[Web page code records]
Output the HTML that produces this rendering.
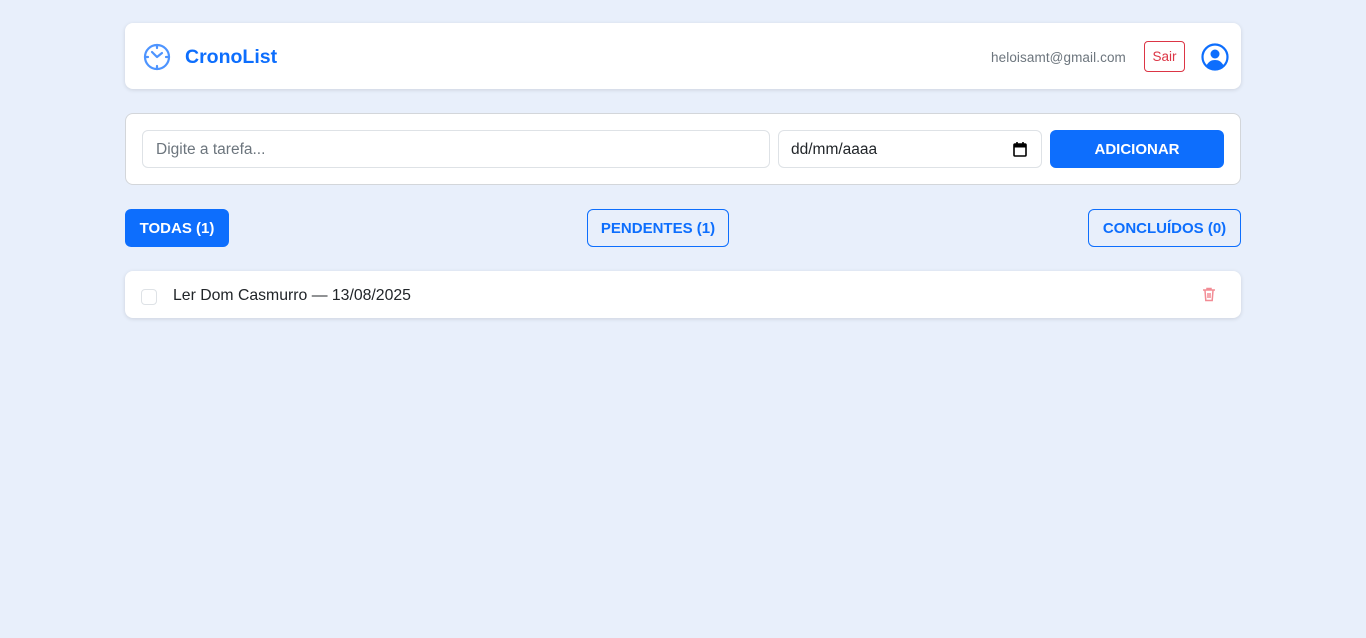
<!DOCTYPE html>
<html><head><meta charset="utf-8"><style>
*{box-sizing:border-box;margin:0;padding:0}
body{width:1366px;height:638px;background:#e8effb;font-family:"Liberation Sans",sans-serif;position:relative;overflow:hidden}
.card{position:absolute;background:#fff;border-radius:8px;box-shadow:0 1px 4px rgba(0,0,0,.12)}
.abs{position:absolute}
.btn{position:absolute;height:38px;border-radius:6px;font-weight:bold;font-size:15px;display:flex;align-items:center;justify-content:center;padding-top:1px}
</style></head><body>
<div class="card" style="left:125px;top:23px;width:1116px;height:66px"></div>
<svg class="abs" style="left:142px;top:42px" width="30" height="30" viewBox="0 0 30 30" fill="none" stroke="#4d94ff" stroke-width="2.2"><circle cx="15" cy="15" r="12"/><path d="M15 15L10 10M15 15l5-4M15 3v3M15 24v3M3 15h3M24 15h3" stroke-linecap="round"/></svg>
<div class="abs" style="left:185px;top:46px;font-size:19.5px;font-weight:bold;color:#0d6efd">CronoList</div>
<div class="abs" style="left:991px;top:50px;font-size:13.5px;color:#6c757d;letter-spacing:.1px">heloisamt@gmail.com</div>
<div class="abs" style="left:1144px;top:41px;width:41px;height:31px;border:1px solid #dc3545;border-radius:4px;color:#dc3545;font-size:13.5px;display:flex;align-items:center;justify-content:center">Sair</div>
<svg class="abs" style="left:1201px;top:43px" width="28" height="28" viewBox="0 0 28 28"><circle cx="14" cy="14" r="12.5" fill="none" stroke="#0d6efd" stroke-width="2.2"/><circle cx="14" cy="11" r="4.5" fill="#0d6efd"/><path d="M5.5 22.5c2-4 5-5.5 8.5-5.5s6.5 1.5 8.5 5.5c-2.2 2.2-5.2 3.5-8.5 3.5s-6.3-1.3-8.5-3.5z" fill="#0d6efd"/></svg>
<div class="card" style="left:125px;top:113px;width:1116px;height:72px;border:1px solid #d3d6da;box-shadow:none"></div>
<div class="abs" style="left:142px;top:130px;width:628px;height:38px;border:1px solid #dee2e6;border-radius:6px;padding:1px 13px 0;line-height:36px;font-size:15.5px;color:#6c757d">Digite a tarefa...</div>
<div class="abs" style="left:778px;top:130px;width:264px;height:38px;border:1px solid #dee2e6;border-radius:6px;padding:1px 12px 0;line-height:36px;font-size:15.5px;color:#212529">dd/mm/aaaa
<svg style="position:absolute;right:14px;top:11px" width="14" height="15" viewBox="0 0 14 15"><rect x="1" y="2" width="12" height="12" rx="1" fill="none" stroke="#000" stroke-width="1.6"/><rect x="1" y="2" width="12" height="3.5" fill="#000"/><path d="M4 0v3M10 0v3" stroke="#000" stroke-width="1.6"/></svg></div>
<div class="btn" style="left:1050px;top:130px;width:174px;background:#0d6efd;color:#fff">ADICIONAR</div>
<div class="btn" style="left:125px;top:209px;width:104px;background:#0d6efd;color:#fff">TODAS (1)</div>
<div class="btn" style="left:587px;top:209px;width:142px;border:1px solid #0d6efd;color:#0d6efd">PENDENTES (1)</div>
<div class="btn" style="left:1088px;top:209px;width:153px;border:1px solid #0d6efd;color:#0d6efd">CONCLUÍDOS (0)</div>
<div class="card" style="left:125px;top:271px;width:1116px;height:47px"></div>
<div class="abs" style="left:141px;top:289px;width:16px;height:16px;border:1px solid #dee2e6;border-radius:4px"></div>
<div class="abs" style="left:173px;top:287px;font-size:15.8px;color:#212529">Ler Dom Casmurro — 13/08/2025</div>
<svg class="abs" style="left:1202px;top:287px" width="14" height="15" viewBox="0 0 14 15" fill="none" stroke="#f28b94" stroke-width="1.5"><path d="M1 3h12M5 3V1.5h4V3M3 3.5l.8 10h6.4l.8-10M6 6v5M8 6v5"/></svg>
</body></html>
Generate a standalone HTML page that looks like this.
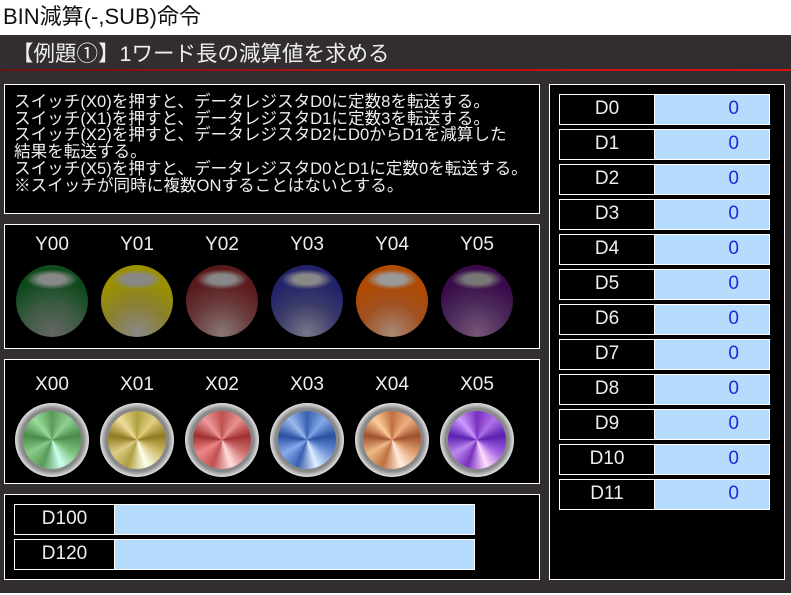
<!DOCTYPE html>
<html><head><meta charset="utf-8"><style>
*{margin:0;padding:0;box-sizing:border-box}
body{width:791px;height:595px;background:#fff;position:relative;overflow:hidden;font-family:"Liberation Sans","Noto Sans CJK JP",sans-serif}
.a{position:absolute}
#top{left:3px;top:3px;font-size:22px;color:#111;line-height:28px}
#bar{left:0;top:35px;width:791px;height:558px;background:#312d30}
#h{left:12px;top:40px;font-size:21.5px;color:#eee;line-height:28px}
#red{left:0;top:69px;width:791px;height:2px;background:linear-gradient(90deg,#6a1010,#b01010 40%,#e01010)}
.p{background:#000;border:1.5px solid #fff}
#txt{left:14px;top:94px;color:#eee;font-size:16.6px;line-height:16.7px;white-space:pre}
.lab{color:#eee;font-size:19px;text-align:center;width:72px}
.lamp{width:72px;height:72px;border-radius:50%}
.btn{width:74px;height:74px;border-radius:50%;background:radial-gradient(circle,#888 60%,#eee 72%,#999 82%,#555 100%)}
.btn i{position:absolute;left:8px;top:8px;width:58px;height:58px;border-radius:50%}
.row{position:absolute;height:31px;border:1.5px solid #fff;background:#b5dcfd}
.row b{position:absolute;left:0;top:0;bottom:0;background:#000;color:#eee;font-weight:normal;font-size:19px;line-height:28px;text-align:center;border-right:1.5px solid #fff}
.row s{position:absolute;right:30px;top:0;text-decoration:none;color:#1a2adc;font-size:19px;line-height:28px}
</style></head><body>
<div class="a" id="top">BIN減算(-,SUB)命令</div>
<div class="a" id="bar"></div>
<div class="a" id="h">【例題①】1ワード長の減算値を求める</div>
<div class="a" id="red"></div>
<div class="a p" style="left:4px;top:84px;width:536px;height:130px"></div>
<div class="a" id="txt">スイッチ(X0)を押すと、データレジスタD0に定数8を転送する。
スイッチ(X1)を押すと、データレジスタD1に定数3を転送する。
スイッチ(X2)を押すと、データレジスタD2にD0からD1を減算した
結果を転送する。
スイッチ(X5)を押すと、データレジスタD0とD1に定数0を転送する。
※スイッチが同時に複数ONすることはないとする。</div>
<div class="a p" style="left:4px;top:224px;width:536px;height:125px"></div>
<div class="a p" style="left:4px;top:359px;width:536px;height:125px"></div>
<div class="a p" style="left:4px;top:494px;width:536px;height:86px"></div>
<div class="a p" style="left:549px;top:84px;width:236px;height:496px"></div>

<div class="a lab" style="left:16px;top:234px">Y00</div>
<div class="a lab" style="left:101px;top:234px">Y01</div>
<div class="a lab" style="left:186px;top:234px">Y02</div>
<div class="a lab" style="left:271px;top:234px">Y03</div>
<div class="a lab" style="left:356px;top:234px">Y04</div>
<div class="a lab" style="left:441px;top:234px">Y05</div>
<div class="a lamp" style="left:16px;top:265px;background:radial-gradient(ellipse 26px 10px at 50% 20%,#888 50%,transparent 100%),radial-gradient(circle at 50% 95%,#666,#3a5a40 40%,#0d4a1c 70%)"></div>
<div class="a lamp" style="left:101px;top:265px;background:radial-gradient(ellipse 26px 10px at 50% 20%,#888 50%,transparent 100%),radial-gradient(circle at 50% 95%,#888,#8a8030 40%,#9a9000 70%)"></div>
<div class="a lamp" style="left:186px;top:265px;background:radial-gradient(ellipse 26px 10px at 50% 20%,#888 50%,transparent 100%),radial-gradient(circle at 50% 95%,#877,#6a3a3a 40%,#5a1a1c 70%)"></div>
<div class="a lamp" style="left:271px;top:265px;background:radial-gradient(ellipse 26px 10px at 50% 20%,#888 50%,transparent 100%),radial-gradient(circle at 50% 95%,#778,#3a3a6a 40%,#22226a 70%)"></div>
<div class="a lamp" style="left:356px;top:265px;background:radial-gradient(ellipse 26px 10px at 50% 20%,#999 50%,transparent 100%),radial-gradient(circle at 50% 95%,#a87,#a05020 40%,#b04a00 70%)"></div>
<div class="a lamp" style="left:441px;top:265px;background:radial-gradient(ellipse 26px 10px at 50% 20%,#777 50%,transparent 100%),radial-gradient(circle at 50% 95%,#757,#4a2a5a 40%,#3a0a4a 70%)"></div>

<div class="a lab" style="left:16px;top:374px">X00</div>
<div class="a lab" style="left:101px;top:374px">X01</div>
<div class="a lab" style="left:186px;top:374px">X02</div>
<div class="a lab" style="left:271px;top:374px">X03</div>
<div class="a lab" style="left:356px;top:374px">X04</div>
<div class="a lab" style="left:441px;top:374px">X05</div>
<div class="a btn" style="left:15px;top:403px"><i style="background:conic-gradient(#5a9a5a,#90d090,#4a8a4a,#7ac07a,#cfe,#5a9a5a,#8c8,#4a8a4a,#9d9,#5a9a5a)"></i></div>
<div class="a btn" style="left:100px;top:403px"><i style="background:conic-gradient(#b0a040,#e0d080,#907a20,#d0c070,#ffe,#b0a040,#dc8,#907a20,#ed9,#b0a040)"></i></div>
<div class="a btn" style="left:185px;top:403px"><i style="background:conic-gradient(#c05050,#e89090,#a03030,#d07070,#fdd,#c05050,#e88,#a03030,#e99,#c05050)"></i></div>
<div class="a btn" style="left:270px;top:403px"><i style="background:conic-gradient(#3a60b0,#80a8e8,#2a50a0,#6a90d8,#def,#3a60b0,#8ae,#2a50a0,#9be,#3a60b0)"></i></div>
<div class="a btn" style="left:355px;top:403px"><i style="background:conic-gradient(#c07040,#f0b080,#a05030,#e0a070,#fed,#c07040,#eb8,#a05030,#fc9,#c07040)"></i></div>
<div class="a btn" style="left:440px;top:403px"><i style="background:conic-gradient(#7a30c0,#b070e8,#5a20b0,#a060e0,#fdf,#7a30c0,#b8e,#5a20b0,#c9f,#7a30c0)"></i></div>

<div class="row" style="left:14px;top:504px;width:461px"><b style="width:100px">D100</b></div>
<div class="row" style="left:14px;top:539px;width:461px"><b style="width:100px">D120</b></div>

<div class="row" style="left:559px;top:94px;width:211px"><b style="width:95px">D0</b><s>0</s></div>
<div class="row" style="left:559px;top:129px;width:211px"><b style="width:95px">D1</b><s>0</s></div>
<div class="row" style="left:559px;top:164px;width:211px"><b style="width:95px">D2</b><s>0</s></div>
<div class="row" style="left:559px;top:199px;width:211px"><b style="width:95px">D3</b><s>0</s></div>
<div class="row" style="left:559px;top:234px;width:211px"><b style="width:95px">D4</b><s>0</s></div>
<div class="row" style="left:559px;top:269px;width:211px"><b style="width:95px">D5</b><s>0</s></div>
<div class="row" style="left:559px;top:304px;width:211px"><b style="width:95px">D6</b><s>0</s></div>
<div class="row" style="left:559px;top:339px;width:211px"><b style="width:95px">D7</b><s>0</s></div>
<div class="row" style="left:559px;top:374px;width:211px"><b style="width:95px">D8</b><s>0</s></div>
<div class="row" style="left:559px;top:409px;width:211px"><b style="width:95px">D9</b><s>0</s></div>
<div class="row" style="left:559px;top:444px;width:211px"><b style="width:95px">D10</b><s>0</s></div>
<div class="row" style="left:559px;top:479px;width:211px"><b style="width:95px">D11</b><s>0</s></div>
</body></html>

▶ _REQUIRED WORK_
Only the number is wanted: how many lines of the data contain the word "that"?

▶ _RESULT OF THE EXERCISE_
2